I ‘diritti violati’ degli indigeni dell’Amazzonia

Olímpio Guajajara, leader dei 'Guardiani della foresta', spera che il presidente Jair Bolsonaro venga sconfitto alle elezioni di ottobre

La protezione dell’Amazzonia, la più grande foresta pluviale del mondo, dipende principalmente dalle popolazioni indigene. Lo afferma Olímpio Guajajara, leader dei ‘Guardiani della foresta’, un gruppo di indigeni brasiliani, che spera che il presidente Jair Bolsonaro venga sconfitto alle elezioni di ottobre. “Se non gridiamo, nessuno dice niente” di fronte alla “violazione dei diritti del nostro popolo“, ha detto Olímpio Guajajara in un’intervista rilasciata a Parigi, ultima tappa di un tour europeo di un mese sostenuto dall’Ong Survival International, che lo ha portato anche nel Regno Unito e in Germania.

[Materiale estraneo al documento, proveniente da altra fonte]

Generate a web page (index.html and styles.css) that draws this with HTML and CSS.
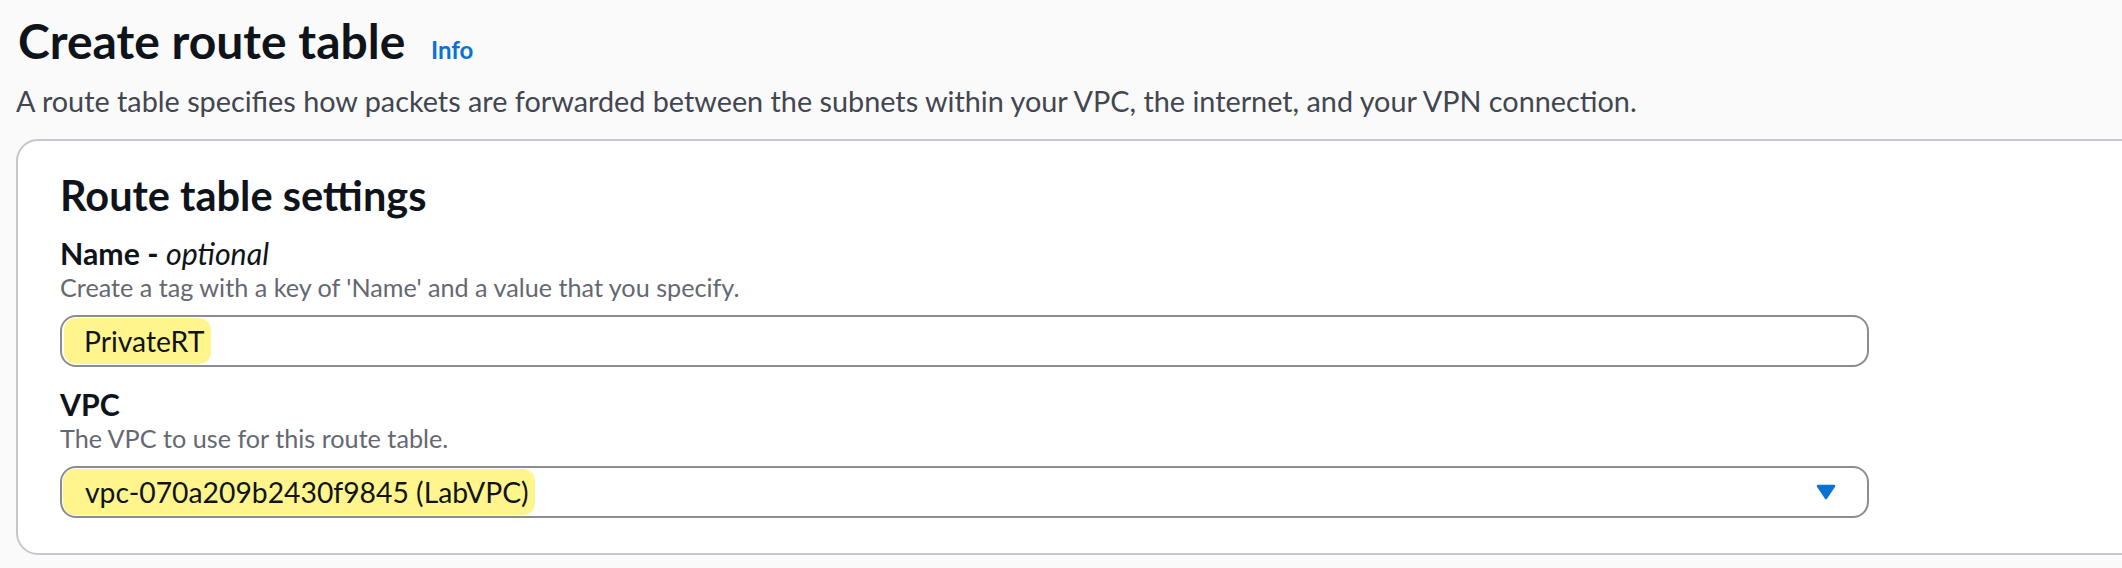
FILE: index.html
```html
<!DOCTYPE html>
<html lang="en">
<head>
<meta charset="utf-8">
<title>Create route table</title>
<link rel="stylesheet" href="styles.css">
</head>
<body>
<div class="page">
  <header class="page-header">
    <h1 class="title">Create route table <a class="info" href="#">Info</a></h1>
    <p class="page-desc">A route table specifies how packets are forwarded between the subnets within your VPC, the internet, and your VPN connection.</p>
  </header>
  <section class="card">
    <h2 class="card-title">Route table settings</h2>
    <div class="field">
      <div class="label">Name - <i>optional</i></div>
      <div class="hint">Create a tag with a key of 'Name' and a value that you specify.</div>
      <div class="control"><span class="hl hl-name">PrivateRT</span></div>
    </div>
    <div class="field">
      <div class="label">VPC</div>
      <div class="hint">The VPC to use for this route table.</div>
      <div class="control select"><span class="hl hl-vpc">vpc-070a209b2430f9845 (LabVPC)</span>
        <svg class="caret" width="20" height="16" viewBox="0 0 20 16"><polygon points="2,2 18,2 10,14" fill="#0972d3" stroke="#0972d3" stroke-width="2.5" stroke-linejoin="round"/></svg>
      </div>
    </div>
  </section>
</div>
</body>
</html>
```
FILE: styles.css
```css
html, body {
  margin: 0;
  padding: 0;
}
body {
  background: #fafafa;
  font-family: Lato, "Liberation Sans", sans-serif;
  color: #0f141a;
  overflow: hidden;
  width: 2122px;
  height: 568px;
}
.page {
  padding: 13px 0 0 16px;
}
.title {
  margin: 0;
  font-size: 48px;
  line-height: 56px;
  font-weight: 700;
  padding-left: 2px;
  color: #0f141a;
}
.info {
  font-size: 24px;
  font-weight: 700;
  color: #0972d3;
  text-decoration: none;
  margin-left: 14px;
}
.page-desc {
  margin: 5px 0 0 0;
  font-size: 28.8px;
  line-height: 36px;
  color: #424650;
}
.card {
  margin-top: 20px;
  width: 2300px;
  box-sizing: border-box;
  height: 416px;
  background: #ffffff;
  border: 2px solid #c6c6cd;
  border-radius: 22px;
  padding: 30px 0 0 42px;
}
.card-title {
  margin: 0;
  font-size: 41.5px;
  line-height: 48px;
  font-weight: 700;
}
.field {
  display: flex;
  flex-direction: column;
  margin-top: 16px;
}
.field + .field {
  margin-top: 19px;
}
.label {
  font-size: 30.3px;
  line-height: 36px;
  font-weight: 700;
}
.label i {
  font-weight: 400;
}
.hint {
  font-size: 25.2px;
  line-height: 32px;
  color: #656871;
}
.control {
  margin-top: 12px;
  width: 1809px;
  height: 52px;
  box-sizing: border-box;
  border: 2px solid #8c8c94;
  border-radius: 16px;
  display: flex;
  align-items: center;
  padding: 0 31px 0 2px;
  font-size: 28.3px;
}
.select {
  justify-content: space-between;
}
.hl {
  display: inline-flex;
  align-items: center;
  height: 46px;
  background: #fff58c;
  border-radius: 12px;
  padding: 0 7px 0 20px;
  color: #0f141a;
}
.hl-vpc {
  padding: 0 6px 0 22px;
  margin-left: -1px;
}
.caret {
  display: block;
}
```
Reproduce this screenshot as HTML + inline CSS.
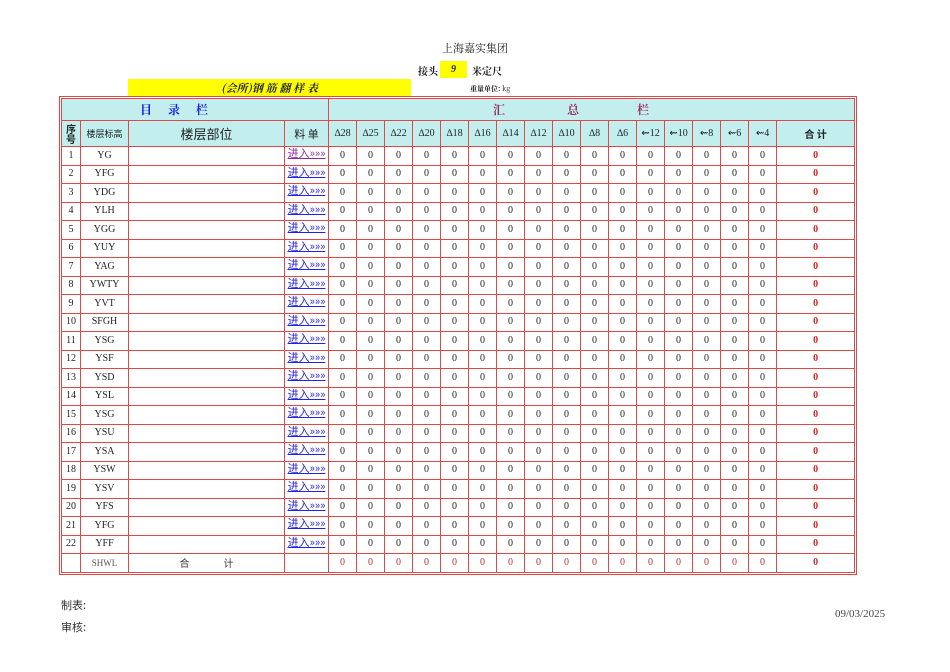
<!DOCTYPE html>
<html><head><meta charset="utf-8"><style>
body{margin:0;width:950px;height:672px;background:#fff;position:relative;font-family:"Liberation Serif","Noto Serif CJK SC",serif;color:#222;overflow:hidden}
.a{position:absolute;white-space:nowrap}
.wrap{position:absolute;left:59px;top:96px;border:1px solid #e04848;padding:1px}
table{border-collapse:collapse;table-layout:fixed;width:793px}
td{border:1px solid #e04848;text-align:center;vertical-align:middle;font-size:10px;padding:0;height:17.5px;line-height:12px;overflow:hidden;white-space:nowrap}
.h td{background:#c2eeee}
.lk{color:#2222ee;font-family:"Noto Sans CJK SC",sans-serif;font-size:11px;line-height:11px}
.lk span{display:inline-block;text-decoration:underline;line-height:11px;height:13px;position:relative;top:-1px}
.v{color:#8a2aa0}
.r{color:#e02020;font-weight:bold}
.t td{color:#c03030}
.cj{font-family:"Noto Sans CJK SC",sans-serif}
</style></head><body>
<div class="a cj" style="left:442px;top:40px;font-size:11px;font-family:'Noto Serif CJK SC',serif">上海嘉实集团</div>
<div class="a" style="left:418px;top:63px;font-size:10px;font-weight:bold;font-family:'Noto Serif CJK SC',serif">接头</div>
<div class="a" style="left:440px;top:61px;width:27px;height:17px;background:#ffff00;font-size:10px;font-weight:bold;font-style:italic;text-align:center;line-height:17px">9</div>
<div class="a" style="left:472px;top:63px;font-size:10px;font-weight:bold;font-family:'Noto Serif CJK SC',serif">米定尺</div>
<div class="a" style="left:128px;top:79px;width:283px;height:18px;background:#ffff00;text-align:center;font-size:11px;font-weight:bold;font-style:italic;line-height:18px;font-family:'Noto Serif CJK SC',serif">(会所)钢 筋 翻 样 表</div>
<div class="a" style="left:470px;top:84px;font-size:7px;font-weight:bold;font-family:'Noto Serif CJK SC',serif">重量单位: <span style="font-weight:normal">kg</span></div>
<div class="wrap"><table>
<colgroup><col style="width:19px"><col style="width:48px"><col style="width:156px"><col style="width:44px"><col span="16" style="width:28px"><col style="width:78px"></colgroup>
<tr class="h"><td colspan="4" style="height:21px;color:#1a1aee;font-weight:bold;font-size:12px;font-family:'Noto Serif CJK SC',serif;text-align:left;padding-left:78px">目<span style="padding-left:16px">录</span><span style="padding-left:16px">栏</span></td><td colspan="17" style="color:#9a2a6a;font-weight:bold;font-size:12px;font-family:'Noto Serif CJK SC',serif;text-align:left;padding-left:164px">汇<span style="padding-left:62px">总</span><span style="padding-left:58px">栏</span></td></tr>
<tr class="h"><td class="cj" style="height:25px;font-size:10px;line-height:10px;font-weight:bold">序<br>号</td><td class="cj" style="font-size:9px">楼层标高</td><td class="cj" style="font-size:13px">楼层部位</td><td class="cj" style="font-size:11px">料 单</td>
<td>∆28</td><td>∆25</td><td>∆22</td><td>∆20</td><td>∆18</td><td>∆16</td><td>∆14</td><td>∆12</td><td>∆10</td><td>∆8</td><td>∆6</td><td>⇜12</td><td>⇜10</td><td>⇜8</td><td>⇜6</td><td>⇜4</td><td class="cj" style="font-size:10px;font-weight:bold">合 计</td></tr>
<tr><td>1</td><td>YG</td><td></td><td class="lk v"><span>进入»»»</span></td><td>0</td><td>0</td><td>0</td><td>0</td><td>0</td><td>0</td><td>0</td><td>0</td><td>0</td><td>0</td><td>0</td><td>0</td><td>0</td><td>0</td><td>0</td><td>0</td><td class="r">0</td></tr>
<tr><td>2</td><td>YFG</td><td></td><td class="lk"><span>进入»»»</span></td><td>0</td><td>0</td><td>0</td><td>0</td><td>0</td><td>0</td><td>0</td><td>0</td><td>0</td><td>0</td><td>0</td><td>0</td><td>0</td><td>0</td><td>0</td><td>0</td><td class="r">0</td></tr>
<tr><td>3</td><td>YDG</td><td></td><td class="lk"><span>进入»»»</span></td><td>0</td><td>0</td><td>0</td><td>0</td><td>0</td><td>0</td><td>0</td><td>0</td><td>0</td><td>0</td><td>0</td><td>0</td><td>0</td><td>0</td><td>0</td><td>0</td><td class="r">0</td></tr>
<tr><td>4</td><td>YLH</td><td></td><td class="lk"><span>进入»»»</span></td><td>0</td><td>0</td><td>0</td><td>0</td><td>0</td><td>0</td><td>0</td><td>0</td><td>0</td><td>0</td><td>0</td><td>0</td><td>0</td><td>0</td><td>0</td><td>0</td><td class="r">0</td></tr>
<tr><td>5</td><td>YGG</td><td></td><td class="lk"><span>进入»»»</span></td><td>0</td><td>0</td><td>0</td><td>0</td><td>0</td><td>0</td><td>0</td><td>0</td><td>0</td><td>0</td><td>0</td><td>0</td><td>0</td><td>0</td><td>0</td><td>0</td><td class="r">0</td></tr>
<tr><td>6</td><td>YUY</td><td></td><td class="lk"><span>进入»»»</span></td><td>0</td><td>0</td><td>0</td><td>0</td><td>0</td><td>0</td><td>0</td><td>0</td><td>0</td><td>0</td><td>0</td><td>0</td><td>0</td><td>0</td><td>0</td><td>0</td><td class="r">0</td></tr>
<tr><td>7</td><td>YAG</td><td></td><td class="lk"><span>进入»»»</span></td><td>0</td><td>0</td><td>0</td><td>0</td><td>0</td><td>0</td><td>0</td><td>0</td><td>0</td><td>0</td><td>0</td><td>0</td><td>0</td><td>0</td><td>0</td><td>0</td><td class="r">0</td></tr>
<tr><td>8</td><td>YWTY</td><td></td><td class="lk"><span>进入»»»</span></td><td>0</td><td>0</td><td>0</td><td>0</td><td>0</td><td>0</td><td>0</td><td>0</td><td>0</td><td>0</td><td>0</td><td>0</td><td>0</td><td>0</td><td>0</td><td>0</td><td class="r">0</td></tr>
<tr><td>9</td><td>YVT</td><td></td><td class="lk"><span>进入»»»</span></td><td>0</td><td>0</td><td>0</td><td>0</td><td>0</td><td>0</td><td>0</td><td>0</td><td>0</td><td>0</td><td>0</td><td>0</td><td>0</td><td>0</td><td>0</td><td>0</td><td class="r">0</td></tr>
<tr><td>10</td><td>SFGH</td><td></td><td class="lk"><span>进入»»»</span></td><td>0</td><td>0</td><td>0</td><td>0</td><td>0</td><td>0</td><td>0</td><td>0</td><td>0</td><td>0</td><td>0</td><td>0</td><td>0</td><td>0</td><td>0</td><td>0</td><td class="r">0</td></tr>
<tr><td>11</td><td>YSG</td><td></td><td class="lk"><span>进入»»»</span></td><td>0</td><td>0</td><td>0</td><td>0</td><td>0</td><td>0</td><td>0</td><td>0</td><td>0</td><td>0</td><td>0</td><td>0</td><td>0</td><td>0</td><td>0</td><td>0</td><td class="r">0</td></tr>
<tr><td>12</td><td>YSF</td><td></td><td class="lk"><span>进入»»»</span></td><td>0</td><td>0</td><td>0</td><td>0</td><td>0</td><td>0</td><td>0</td><td>0</td><td>0</td><td>0</td><td>0</td><td>0</td><td>0</td><td>0</td><td>0</td><td>0</td><td class="r">0</td></tr>
<tr><td>13</td><td>YSD</td><td></td><td class="lk"><span>进入»»»</span></td><td>0</td><td>0</td><td>0</td><td>0</td><td>0</td><td>0</td><td>0</td><td>0</td><td>0</td><td>0</td><td>0</td><td>0</td><td>0</td><td>0</td><td>0</td><td>0</td><td class="r">0</td></tr>
<tr><td>14</td><td>YSL</td><td></td><td class="lk"><span>进入»»»</span></td><td>0</td><td>0</td><td>0</td><td>0</td><td>0</td><td>0</td><td>0</td><td>0</td><td>0</td><td>0</td><td>0</td><td>0</td><td>0</td><td>0</td><td>0</td><td>0</td><td class="r">0</td></tr>
<tr><td>15</td><td>YSG</td><td></td><td class="lk"><span>进入»»»</span></td><td>0</td><td>0</td><td>0</td><td>0</td><td>0</td><td>0</td><td>0</td><td>0</td><td>0</td><td>0</td><td>0</td><td>0</td><td>0</td><td>0</td><td>0</td><td>0</td><td class="r">0</td></tr>
<tr><td>16</td><td>YSU</td><td></td><td class="lk"><span>进入»»»</span></td><td>0</td><td>0</td><td>0</td><td>0</td><td>0</td><td>0</td><td>0</td><td>0</td><td>0</td><td>0</td><td>0</td><td>0</td><td>0</td><td>0</td><td>0</td><td>0</td><td class="r">0</td></tr>
<tr><td>17</td><td>YSA</td><td></td><td class="lk"><span>进入»»»</span></td><td>0</td><td>0</td><td>0</td><td>0</td><td>0</td><td>0</td><td>0</td><td>0</td><td>0</td><td>0</td><td>0</td><td>0</td><td>0</td><td>0</td><td>0</td><td>0</td><td class="r">0</td></tr>
<tr><td>18</td><td>YSW</td><td></td><td class="lk"><span>进入»»»</span></td><td>0</td><td>0</td><td>0</td><td>0</td><td>0</td><td>0</td><td>0</td><td>0</td><td>0</td><td>0</td><td>0</td><td>0</td><td>0</td><td>0</td><td>0</td><td>0</td><td class="r">0</td></tr>
<tr><td>19</td><td>YSV</td><td></td><td class="lk"><span>进入»»»</span></td><td>0</td><td>0</td><td>0</td><td>0</td><td>0</td><td>0</td><td>0</td><td>0</td><td>0</td><td>0</td><td>0</td><td>0</td><td>0</td><td>0</td><td>0</td><td>0</td><td class="r">0</td></tr>
<tr><td>20</td><td>YFS</td><td></td><td class="lk"><span>进入»»»</span></td><td>0</td><td>0</td><td>0</td><td>0</td><td>0</td><td>0</td><td>0</td><td>0</td><td>0</td><td>0</td><td>0</td><td>0</td><td>0</td><td>0</td><td>0</td><td>0</td><td class="r">0</td></tr>
<tr><td>21</td><td>YFG</td><td></td><td class="lk"><span>进入»»»</span></td><td>0</td><td>0</td><td>0</td><td>0</td><td>0</td><td>0</td><td>0</td><td>0</td><td>0</td><td>0</td><td>0</td><td>0</td><td>0</td><td>0</td><td>0</td><td>0</td><td class="r">0</td></tr>
<tr><td>22</td><td>YFF</td><td></td><td class="lk"><span>进入»»»</span></td><td>0</td><td>0</td><td>0</td><td>0</td><td>0</td><td>0</td><td>0</td><td>0</td><td>0</td><td>0</td><td>0</td><td>0</td><td>0</td><td>0</td><td>0</td><td>0</td><td class="r">0</td></tr>
<tr class="t"><td></td><td style="color:#555;font-size:9px">SHWL</td><td class="cj" style="color:#333">合<span style="padding-left:34px">计</span></td><td></td><td>0</td><td>0</td><td>0</td><td>0</td><td>0</td><td>0</td><td>0</td><td>0</td><td>0</td><td>0</td><td>0</td><td>0</td><td>0</td><td>0</td><td>0</td><td>0</td><td class="r">0</td></tr>
</table></div>
<div class="a cj" style="left:61px;top:597px;font-size:11px;color:#333">制表:</div>
<div class="a cj" style="left:61px;top:619px;font-size:11px;color:#333">审核:</div>
<div class="a" style="left:835px;top:608px;font-size:11px;color:#444">09/03/2025</div>
</body></html>
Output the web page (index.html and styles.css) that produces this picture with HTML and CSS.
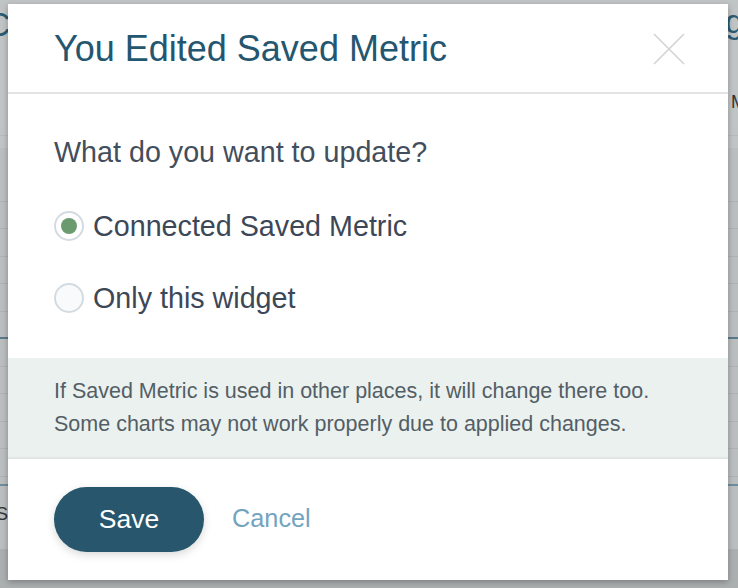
FILE: index.html
```html
<!DOCTYPE html>
<html>
<head>
<meta charset="utf-8">
<link rel="stylesheet" href="styles.css">
</head>
<body>
<div class="page">
  <div class="page-top">
    <div class="page-head">
      <span class="page-title-left">C</span>
      <span class="page-title-right">g</span>
    </div>
    <div class="page-sub">
      <span class="page-sub-right">M</span>
    </div>
  </div>
  <div class="page-table">
    <div class="trow"></div>
    <div class="trow"></div>
    <div class="trow"></div>
    <div class="trow"></div>
    <div class="trow"></div>
    <div class="trow blue"></div>
    <div class="trow"></div>
    <div class="trow"></div>
    <div class="trow"></div>
    <div class="trow"></div>
    <div class="trow"></div>
    <div class="tfoot"><span class="tfoot-s">S</span></div>
  </div>
  <div class="page-bottom"></div>
</div>

<div class="modal">
  <div class="modal-header">
    <h1 class="modal-title">You Edited Saved Metric</h1>
    <button class="close" aria-label="Close">
      <svg width="32" height="32" viewBox="0 0 32 32"><path d="M1 1 L31 31 M31 1 L1 31" stroke="#d3d3d3" stroke-width="1.6" fill="none"/></svg>
    </button>
  </div>
  <div class="modal-body">
    <p class="question">What do you want to update?</p>
    <div class="options">
      <label class="option"><span class="radio checked"><span class="dot"></span></span><span class="option-text">Connected Saved Metric</span></label>
      <label class="option"><span class="radio"></span><span class="option-text">Only this widget</span></label>
    </div>
  </div>
  <div class="info">
    <p>If Saved Metric is used in other places, it will change there too.</p>
    <p>Some charts may not work properly due to applied changes.</p>
  </div>
  <div class="modal-footer">
    <button class="btn-save">Save</button>
    <button class="btn-cancel">Cancel</button>
  </div>
</div>
</body>
</html>
```

FILE: styles.css
```css
* { box-sizing: border-box; }
html, body { margin: 0; padding: 0; }
body {
  width: 738px;
  height: 588px;
  overflow: hidden;
  background: #c0c3c4;
  font-family: "Liberation Sans", Arial, Helvetica, sans-serif;
}
.page {
  display: flex;
  flex-direction: column;
  height: 588px;
}
.page-top {
  height: 148px;
  background: #c1c4c5;
  display: flex;
  flex-direction: column;
}
.page-head {
  height: 60px;
  display: flex;
  justify-content: space-between;
  align-items: center;
  font-size: 34px;
  color: #2a5a72;
}
.page-title-left { margin-left: -14px; margin-top: -12px; }
.page-title-right { margin-right: -6px; margin-top: -18px; }
.page-sub {
  height: 76px;
  display: flex;
  justify-content: flex-end;
  align-items: center;
  font-size: 18px;
  color: #333;
  border-bottom: 1px solid #b6babb;
}
.page-sub-right { margin-right: -8px; margin-top: 10px; }
.page-table {
  display: flex;
  flex-direction: column;
  background: #babebf;
  padding-top: 26px;
}
.trow {
  height: 27.5px;
  border-bottom: 1px solid #aeb2b3;
}
.trow.blue { border-bottom: 2px solid #5a7a8a; }
.tfoot {
  margin-top: 7px;
  height: 65px;
  border-top: 2px solid #6e8d9c;
  display: flex;
  align-items: flex-start;
  padding-top: 18px;
  font-size: 18px;
  color: #333;
}
.tfoot-s { margin-left: -4px; }
.page-bottom {
  flex: 1;
  background: #abafb0;
}

.modal {
  position: absolute;
  left: 8px;
  top: 4px;
  width: 720px;
  height: 576px;
  background: #fff;
  box-shadow: 0 2px 6px rgba(0, 0, 0, 0.28);
  display: flex;
  flex-direction: column;
}
.modal-header {
  height: 90px;
  border-bottom: 2px solid #e3e3e3;
  display: flex;
  align-items: center;
  justify-content: space-between;
  padding: 0 43px 0 46px;
}
.modal-title {
  margin: 2px 0 0;
  font-size: 36px;
  font-weight: normal;
  color: #25566f;
}
.close {
  border: 0;
  background: none;
  padding: 0;
  width: 32px;
  height: 32px;
  margin-top: 2px;
}
.close svg { display: block; }
.modal-body {
  padding: 41px 46px 40px;
}
.question {
  margin: 0;
  font-size: 28.7px;
  line-height: 34px;
  color: #434e5c;
}
.options {
  margin-top: 37px;
  display: flex;
  flex-direction: column;
  gap: 32px;
}
.option {
  height: 40px;
  display: flex;
  align-items: center;
  gap: 9px;
}
.radio {
  width: 30px;
  height: 30px;
  border-radius: 50%;
  border: 2px solid #d3dbe1;
  background: #f8fafb;
  display: flex;
  align-items: center;
  justify-content: center;
}
.radio.checked { background: #fff; }
.dot {
  width: 16px;
  height: 16px;
  border-radius: 50%;
  background: #6b9a6f;
}
.option-text {
  font-size: 28.7px;
  color: #3c4757;
}
.info {
  background: #ebf1ee;
  border-bottom: 2px solid #e1e5e3;
  padding: 17px 46px 16px;
  height: 101px;
}
.info p {
  margin: 0;
  font-size: 21.5px;
  line-height: 33px;
  color: #535e66;
}
.modal-footer {
  padding: 28px 46px 0;
  display: flex;
  align-items: center;
  gap: 28px;
}
.btn-save {
  width: 150px;
  height: 65px;
  border: 0;
  border-radius: 33px;
  background: #27566d;
  color: #fff;
  font-family: "Liberation Sans", Arial, sans-serif;
  font-size: 26.5px;
  box-shadow: 0 3px 8px rgba(0, 0, 0, 0.15);
}
.btn-cancel {
  border: 0;
  background: none;
  padding: 0;
  font-family: "Liberation Sans", Arial, sans-serif;
  font-size: 25.3px;
  color: #73a4bf;
  margin-top: -3px;
}
```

Guajajara è uno dei leader dei Guardiani della foresta, un gruppo di circa 100 indiani Guajajara che dal 2012 organizza pattugliamenti per impedire l’intrusione illegale di taglialegna o cercatori d’oro nella terra indigena di Arariboia, nello Stato nordorientale del Maranhão. Spiega di aver incontrato parlamentari e diplomatici per chiedere ai Paesi europei di “fare pressione sul governo brasiliano in merito alla deforestazione dell’Amazzonia e all’uccisione delle popolazioni indigene“. In dieci anni di lotta, sei guardiani della foresta sono stati uccisi, ha raccontato. Tra questi, Paulo Paulino Guajajara, vittima di un agguato da parte di trafficanti di legname nel novembre 2019, i cui presunti assassini saranno presto processati: un’eccezione alla consueta impunità, dovuta in parte alla “pressione internazionale“, secondo il leader indigeno. “La giustizia brasiliana è cieca, sorda e muta per quanto riguarda le altre morti nel territorio di Arariboia“, afferma.

Nel suo rapporto annuale del 2021, il Consiglio missionario indiano (Cimi), legato alla Conferenza episcopale brasiliana, elenca 176 omicidi di indigeni e 305 invasioni di terre indigene in 22 dei 26 Stati del Paese.

Quando i Guardiani della foresta sono nati dieci anni fa, il loro territorio “era totalmente invaso“, con 72 strade aperte dai taglialegna per sfruttare questa parte dell’Amazzonia, dice Olímpio Guajajara. “Ora ci sono solo cinque intrusioni“, spiega, promettendo di eliminare le ultime con i suoi compagni entro la fine dell’anno, dopo le elezioni presidenziali di ottobre. A questo proposito, racconta di avere “qualche speranza” in caso di vittoria dell’ex presidente di sinistra Luiz Inacio Lula da Silva (2003-2010), che ha promesso di preservare meglio l’Amazzonia. Il suo avversario, il presidente in carica Bolsonaro, ha promosso invece l’attività mineraria e agricola nelle aree protette. Durante il suo mandato quadriennale, la deforestazione media annua nell’Amazzonia brasiliana è aumentata del 75% rispetto al decennio precedente. Ma è stato Lula a lanciare ufficialmente la diga di Belo Monte nel 2010, un progetto controverso nel vicino Stato del Pará, con grande disappunto degli ambientalisti e delle popolazioni indigene, ricorda Olímpio Guajajara. “I politici spesso promettono il cielo a tutti i brasiliani, ma una volta vinto si dimenticano del loro elettorato. Spero che questa volta non accada“, commenta il leader indigeno.

Perché il cambiamento climatico è diventato una realtà percepibile nel suo territorio, sottolinea: piove solo quattro mesi su dodici, rispetto ai dieci mesi degli anni Ottanta. “Le nostre colture stanno morendo, riso, miglio, manioca, perché la terra è troppo secca“, lamenta. Invitando tutti a contribuire alla lotta, comprese le multinazionali con sede in Brasile, che possono aiutare “con operazioni di riforestazione“.

Da parte loro, i Guardiani della Foresta continueranno a preservare la biodiversità, così come tutti i popoli indigeni, che a luglio sono stati citati come esempio di gestione della fauna selvatica in un rapporto degli esperti di biodiversità delle Nazioni Unite, l’IPBES (Intergovernmental Platform on Biodiversity and Ecosystem Services). Ma hanno bisogno di tutto l’aiuto possibile, compresa la formazione per pilotare i droni per monitorare il territorio di Arariboia, come ha chiesto Olímpio Guajajara durante il suo tour europeo. “Stiamo già facendo la nostra parte, a costo del sangue“, dice. Con o senza aiuto.